GIVEN PROBLEM ▸
From the entries below, copy exactly the lines from the one that contains "Write the React" through the one that contains "209], [209, 222]]", both included, and only those.

ENTRIES ▸
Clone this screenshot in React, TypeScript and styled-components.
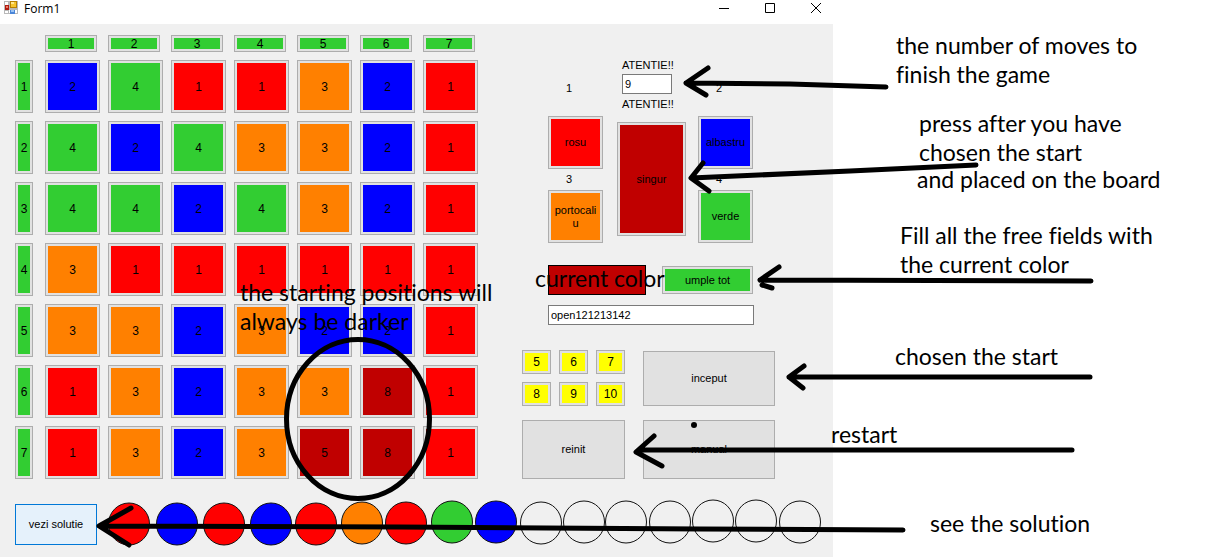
* * *
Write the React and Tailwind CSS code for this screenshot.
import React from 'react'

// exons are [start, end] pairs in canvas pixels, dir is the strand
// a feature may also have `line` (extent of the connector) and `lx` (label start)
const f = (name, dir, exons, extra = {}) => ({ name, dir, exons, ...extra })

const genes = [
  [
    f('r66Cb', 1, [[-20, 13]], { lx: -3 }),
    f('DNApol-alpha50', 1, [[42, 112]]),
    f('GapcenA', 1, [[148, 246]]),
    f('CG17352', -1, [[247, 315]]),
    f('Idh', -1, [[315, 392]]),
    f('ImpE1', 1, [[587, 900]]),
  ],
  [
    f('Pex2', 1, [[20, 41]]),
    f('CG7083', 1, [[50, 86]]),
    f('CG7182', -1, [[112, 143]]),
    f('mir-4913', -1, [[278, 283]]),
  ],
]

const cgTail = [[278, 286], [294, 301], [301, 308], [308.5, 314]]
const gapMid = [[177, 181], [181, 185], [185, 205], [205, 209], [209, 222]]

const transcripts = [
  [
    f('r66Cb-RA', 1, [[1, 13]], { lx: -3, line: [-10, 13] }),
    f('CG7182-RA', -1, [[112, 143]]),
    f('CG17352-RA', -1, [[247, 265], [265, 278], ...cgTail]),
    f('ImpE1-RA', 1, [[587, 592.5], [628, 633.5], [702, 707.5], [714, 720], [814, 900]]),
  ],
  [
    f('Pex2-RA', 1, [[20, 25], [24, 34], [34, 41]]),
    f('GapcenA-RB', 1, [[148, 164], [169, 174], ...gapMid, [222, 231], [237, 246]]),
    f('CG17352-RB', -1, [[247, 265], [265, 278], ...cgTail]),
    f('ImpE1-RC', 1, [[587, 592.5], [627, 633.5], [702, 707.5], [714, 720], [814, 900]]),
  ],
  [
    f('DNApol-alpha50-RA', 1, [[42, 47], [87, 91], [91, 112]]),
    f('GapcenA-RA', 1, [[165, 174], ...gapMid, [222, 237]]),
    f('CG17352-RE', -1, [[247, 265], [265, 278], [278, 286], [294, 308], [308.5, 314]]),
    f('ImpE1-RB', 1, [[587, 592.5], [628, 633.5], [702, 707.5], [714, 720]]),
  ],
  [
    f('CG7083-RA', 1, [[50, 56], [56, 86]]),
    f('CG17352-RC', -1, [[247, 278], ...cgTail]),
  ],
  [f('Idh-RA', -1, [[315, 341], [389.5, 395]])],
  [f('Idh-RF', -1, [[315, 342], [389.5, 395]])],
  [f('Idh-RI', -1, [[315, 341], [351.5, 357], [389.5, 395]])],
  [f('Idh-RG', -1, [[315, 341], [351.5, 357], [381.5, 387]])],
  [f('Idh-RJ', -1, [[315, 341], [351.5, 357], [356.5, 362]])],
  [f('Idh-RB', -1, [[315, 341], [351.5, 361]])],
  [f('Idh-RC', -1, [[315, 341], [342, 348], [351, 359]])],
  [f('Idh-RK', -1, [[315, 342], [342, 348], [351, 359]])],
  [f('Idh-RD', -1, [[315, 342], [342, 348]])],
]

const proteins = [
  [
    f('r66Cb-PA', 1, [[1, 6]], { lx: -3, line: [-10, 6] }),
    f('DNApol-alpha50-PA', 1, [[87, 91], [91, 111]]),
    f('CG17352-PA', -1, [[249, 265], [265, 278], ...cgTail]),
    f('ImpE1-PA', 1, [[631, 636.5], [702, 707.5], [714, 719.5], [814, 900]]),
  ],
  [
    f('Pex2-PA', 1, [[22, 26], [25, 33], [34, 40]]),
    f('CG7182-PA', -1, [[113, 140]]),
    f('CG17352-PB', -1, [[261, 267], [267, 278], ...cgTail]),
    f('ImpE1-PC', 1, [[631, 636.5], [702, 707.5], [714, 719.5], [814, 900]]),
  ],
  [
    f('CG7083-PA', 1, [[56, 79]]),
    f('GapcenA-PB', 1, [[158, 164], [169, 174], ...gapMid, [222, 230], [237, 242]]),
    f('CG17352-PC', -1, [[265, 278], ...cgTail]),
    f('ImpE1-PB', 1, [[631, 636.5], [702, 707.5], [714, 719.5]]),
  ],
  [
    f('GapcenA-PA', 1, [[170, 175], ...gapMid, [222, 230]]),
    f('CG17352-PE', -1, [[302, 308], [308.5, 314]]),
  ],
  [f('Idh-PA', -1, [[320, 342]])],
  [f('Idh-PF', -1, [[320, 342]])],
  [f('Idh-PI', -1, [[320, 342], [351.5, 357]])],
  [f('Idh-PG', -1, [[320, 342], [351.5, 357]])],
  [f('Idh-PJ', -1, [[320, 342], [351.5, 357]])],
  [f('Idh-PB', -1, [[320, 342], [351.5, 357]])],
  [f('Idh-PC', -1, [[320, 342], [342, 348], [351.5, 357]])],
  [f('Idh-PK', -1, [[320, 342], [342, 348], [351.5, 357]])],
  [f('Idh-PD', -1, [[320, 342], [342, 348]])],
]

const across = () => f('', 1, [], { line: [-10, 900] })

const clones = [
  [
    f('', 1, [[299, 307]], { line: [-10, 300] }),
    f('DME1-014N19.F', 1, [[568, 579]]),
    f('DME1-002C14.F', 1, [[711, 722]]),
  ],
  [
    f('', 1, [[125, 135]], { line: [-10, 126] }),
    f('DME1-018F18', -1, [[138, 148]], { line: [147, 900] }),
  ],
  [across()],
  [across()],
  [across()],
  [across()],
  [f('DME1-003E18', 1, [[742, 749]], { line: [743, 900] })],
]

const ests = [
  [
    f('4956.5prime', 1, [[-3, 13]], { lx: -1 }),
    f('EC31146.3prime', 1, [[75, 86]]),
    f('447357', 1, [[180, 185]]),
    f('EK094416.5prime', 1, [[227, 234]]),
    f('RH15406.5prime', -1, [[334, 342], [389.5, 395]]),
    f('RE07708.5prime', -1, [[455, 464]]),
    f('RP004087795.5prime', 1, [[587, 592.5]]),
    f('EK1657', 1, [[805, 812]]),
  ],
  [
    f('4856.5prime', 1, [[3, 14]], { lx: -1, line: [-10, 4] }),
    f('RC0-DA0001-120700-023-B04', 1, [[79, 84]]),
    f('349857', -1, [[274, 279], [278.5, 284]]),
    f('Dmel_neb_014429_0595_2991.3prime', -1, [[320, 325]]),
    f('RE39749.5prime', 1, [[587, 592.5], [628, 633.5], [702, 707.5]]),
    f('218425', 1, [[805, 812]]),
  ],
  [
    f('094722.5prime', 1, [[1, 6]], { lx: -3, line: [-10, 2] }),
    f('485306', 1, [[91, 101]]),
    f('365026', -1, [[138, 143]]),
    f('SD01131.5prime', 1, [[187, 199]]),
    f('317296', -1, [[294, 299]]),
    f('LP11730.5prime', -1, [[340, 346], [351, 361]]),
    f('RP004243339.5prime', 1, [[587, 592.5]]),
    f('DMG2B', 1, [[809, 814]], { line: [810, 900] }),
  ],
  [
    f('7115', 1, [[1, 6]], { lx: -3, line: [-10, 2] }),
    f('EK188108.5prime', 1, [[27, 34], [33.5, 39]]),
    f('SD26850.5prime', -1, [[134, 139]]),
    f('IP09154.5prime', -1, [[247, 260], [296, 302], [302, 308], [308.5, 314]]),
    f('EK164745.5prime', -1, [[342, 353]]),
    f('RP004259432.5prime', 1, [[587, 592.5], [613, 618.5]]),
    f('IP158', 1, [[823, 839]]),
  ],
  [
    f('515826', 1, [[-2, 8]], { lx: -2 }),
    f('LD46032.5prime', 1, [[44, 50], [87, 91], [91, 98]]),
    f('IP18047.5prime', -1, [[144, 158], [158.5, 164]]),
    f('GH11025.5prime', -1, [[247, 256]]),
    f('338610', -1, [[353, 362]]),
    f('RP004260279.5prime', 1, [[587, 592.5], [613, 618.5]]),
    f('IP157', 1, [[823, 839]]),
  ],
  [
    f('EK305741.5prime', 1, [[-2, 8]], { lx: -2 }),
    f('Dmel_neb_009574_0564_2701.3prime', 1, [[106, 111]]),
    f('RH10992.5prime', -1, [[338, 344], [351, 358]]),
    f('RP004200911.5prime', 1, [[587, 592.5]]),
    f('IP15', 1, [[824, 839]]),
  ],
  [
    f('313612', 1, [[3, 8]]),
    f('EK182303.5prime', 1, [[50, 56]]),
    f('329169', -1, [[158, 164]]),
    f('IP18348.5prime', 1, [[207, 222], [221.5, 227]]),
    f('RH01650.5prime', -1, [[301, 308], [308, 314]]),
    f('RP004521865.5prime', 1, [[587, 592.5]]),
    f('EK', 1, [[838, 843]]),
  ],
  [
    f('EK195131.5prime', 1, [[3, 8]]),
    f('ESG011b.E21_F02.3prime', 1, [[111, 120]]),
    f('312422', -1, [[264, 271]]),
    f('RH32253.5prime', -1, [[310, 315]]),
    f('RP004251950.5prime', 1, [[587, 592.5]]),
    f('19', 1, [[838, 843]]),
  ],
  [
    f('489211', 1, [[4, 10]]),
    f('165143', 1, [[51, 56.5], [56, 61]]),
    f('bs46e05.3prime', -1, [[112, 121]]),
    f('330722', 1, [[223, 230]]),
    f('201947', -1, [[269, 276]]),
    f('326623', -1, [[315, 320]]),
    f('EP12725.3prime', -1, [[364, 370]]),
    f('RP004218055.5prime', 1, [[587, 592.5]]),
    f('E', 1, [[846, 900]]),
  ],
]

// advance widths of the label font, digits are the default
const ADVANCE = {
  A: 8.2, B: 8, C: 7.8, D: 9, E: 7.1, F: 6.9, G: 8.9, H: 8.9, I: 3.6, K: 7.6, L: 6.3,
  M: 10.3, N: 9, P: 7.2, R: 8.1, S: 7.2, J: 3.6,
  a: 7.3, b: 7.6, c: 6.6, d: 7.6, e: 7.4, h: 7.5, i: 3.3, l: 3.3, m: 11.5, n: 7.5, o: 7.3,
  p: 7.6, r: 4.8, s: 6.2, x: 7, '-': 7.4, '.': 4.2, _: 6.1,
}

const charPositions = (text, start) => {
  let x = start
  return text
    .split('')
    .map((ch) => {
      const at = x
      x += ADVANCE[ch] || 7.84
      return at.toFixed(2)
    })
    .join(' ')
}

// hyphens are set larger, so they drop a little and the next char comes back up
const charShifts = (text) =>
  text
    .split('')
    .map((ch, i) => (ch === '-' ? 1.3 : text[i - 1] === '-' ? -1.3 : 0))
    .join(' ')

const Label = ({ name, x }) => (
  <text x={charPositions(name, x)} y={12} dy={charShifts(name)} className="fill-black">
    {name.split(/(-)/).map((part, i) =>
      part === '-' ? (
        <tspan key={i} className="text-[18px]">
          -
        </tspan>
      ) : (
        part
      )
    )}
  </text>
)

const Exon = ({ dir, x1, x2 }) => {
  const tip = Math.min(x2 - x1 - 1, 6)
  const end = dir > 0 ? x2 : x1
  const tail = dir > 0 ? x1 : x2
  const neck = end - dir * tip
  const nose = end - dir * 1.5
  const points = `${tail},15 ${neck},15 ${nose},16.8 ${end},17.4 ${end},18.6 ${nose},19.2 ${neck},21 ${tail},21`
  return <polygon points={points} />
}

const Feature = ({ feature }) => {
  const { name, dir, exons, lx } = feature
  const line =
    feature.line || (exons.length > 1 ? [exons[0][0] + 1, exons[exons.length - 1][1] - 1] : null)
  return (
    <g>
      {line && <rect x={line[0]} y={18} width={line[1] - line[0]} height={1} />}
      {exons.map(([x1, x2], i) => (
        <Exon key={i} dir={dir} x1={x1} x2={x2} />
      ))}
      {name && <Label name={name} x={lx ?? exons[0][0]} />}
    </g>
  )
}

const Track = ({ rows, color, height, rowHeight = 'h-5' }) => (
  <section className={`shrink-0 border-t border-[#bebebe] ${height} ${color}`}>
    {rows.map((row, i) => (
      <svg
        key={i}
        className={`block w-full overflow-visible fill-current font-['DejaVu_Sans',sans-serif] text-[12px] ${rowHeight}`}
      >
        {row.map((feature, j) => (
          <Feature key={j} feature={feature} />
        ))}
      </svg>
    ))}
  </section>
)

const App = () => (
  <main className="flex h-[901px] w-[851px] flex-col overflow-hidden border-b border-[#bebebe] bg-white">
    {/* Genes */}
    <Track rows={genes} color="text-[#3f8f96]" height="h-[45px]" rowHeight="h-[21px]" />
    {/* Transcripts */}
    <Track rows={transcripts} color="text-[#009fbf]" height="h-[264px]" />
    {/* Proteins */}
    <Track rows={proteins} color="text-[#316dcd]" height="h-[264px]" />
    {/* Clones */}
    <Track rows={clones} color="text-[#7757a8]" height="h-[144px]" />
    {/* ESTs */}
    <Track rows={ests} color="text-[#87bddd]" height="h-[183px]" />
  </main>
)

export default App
==
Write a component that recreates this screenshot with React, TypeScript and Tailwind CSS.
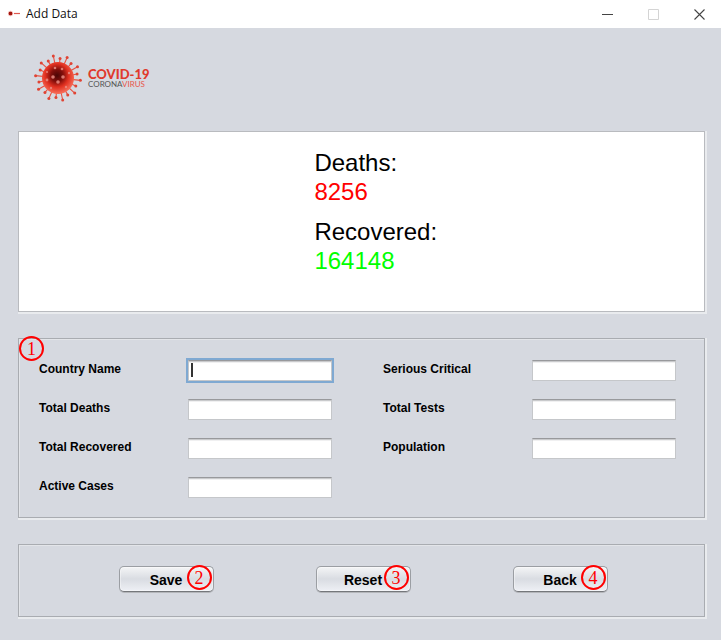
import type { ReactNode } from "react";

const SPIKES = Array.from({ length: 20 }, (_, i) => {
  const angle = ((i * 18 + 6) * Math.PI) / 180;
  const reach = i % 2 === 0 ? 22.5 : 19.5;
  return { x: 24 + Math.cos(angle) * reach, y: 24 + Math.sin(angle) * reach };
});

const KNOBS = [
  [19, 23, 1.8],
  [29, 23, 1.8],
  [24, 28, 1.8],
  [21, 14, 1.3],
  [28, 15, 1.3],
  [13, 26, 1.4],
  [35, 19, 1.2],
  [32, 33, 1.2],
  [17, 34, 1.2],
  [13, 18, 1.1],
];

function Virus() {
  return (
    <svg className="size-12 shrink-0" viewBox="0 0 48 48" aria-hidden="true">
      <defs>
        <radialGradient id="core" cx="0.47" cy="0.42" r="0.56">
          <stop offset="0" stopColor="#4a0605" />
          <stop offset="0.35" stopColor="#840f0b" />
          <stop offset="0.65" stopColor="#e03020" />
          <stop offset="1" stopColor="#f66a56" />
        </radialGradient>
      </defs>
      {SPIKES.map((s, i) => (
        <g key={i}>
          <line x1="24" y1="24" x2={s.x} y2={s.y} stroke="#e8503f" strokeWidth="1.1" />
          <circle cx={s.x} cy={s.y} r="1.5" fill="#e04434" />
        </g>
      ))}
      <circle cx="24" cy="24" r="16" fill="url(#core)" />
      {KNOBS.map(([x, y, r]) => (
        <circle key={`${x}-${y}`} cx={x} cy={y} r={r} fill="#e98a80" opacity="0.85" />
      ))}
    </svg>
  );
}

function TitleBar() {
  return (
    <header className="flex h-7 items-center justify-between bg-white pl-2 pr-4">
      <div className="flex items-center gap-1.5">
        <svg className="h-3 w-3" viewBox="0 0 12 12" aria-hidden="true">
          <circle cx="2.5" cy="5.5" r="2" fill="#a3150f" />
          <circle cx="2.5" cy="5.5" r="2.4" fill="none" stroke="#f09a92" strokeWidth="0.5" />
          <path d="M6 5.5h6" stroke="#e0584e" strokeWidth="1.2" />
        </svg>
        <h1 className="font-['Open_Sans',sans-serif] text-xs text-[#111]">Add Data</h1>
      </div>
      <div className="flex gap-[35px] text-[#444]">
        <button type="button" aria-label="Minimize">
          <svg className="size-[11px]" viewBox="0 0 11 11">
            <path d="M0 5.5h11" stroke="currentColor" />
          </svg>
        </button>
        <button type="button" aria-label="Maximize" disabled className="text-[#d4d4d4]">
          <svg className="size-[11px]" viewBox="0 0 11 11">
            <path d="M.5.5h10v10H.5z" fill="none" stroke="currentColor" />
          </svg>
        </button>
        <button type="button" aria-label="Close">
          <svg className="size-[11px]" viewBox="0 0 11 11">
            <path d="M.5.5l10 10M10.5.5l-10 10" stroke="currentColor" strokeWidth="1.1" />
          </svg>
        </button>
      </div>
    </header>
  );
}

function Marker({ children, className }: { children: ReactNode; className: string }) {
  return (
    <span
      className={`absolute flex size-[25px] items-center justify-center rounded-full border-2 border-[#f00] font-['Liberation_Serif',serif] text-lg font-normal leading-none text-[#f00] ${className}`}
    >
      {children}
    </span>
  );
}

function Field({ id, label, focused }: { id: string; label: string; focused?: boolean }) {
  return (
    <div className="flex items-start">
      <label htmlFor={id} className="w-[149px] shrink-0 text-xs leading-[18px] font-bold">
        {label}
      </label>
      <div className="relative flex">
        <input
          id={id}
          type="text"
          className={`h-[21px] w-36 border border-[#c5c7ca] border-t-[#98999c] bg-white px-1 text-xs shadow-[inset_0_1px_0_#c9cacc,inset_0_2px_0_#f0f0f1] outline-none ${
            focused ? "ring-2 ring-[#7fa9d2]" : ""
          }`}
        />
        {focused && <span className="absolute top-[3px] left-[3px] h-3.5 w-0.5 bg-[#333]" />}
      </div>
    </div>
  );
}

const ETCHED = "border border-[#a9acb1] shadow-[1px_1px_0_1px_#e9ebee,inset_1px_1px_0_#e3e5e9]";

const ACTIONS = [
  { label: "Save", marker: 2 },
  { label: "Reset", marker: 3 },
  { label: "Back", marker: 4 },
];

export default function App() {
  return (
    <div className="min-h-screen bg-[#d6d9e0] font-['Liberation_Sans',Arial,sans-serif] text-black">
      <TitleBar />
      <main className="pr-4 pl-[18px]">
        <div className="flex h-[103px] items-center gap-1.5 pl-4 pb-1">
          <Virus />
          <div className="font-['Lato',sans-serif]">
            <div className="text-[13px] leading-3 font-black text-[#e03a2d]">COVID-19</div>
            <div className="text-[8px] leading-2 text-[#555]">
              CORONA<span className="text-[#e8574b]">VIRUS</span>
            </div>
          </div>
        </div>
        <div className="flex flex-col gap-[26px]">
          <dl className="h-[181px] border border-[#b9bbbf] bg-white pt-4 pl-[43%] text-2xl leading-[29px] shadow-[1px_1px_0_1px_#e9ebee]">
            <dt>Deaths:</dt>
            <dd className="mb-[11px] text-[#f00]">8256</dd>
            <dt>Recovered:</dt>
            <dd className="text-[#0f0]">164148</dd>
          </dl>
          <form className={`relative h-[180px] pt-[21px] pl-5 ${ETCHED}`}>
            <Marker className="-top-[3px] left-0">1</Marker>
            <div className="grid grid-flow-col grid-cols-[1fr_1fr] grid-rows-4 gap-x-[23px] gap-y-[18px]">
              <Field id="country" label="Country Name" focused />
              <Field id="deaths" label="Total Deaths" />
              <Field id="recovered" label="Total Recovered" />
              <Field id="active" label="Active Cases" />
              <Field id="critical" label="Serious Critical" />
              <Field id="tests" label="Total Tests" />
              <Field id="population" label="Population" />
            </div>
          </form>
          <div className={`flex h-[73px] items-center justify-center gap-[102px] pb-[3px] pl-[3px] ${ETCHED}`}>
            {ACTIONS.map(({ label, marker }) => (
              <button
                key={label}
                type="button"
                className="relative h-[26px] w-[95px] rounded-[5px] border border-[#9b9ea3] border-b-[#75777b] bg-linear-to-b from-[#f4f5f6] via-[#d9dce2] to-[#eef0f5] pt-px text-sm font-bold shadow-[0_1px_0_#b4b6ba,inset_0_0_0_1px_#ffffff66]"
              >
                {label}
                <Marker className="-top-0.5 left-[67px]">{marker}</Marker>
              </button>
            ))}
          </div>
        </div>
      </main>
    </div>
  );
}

REPLY TO THE EXERCISE ▸
Write the React and Tailwind CSS code for this screenshot.
import React from 'react'

// exons are [start, end] pairs in canvas pixels, dir is the strand
// a feature may also have `line` (extent of the connector) and `lx` (label start)
const f = (name, dir, exons, extra = {}) => ({ name, dir, exons, ...extra })

const genes = [
  [
    f('r66Cb', 1, [[-20, 13]], { lx: -3 }),
    f('DNApol-alpha50', 1, [[42, 112]]),
    f('GapcenA', 1, [[148, 246]]),
    f('CG17352', -1, [[247, 315]]),
    f('Idh', -1, [[315, 392]]),
    f('ImpE1', 1, [[587, 900]]),
  ],
  [
    f('Pex2', 1, [[20, 41]]),
    f('CG7083', 1, [[50, 86]]),
    f('CG7182', -1, [[112, 143]]),
    f('mir-4913', -1, [[278, 283]]),
  ],
]

const cgTail = [[278, 286], [294, 301], [301, 308], [308.5, 314]]
const gapMid = [[177, 181], [181, 185], [185, 205], [205, 209], [209, 222]]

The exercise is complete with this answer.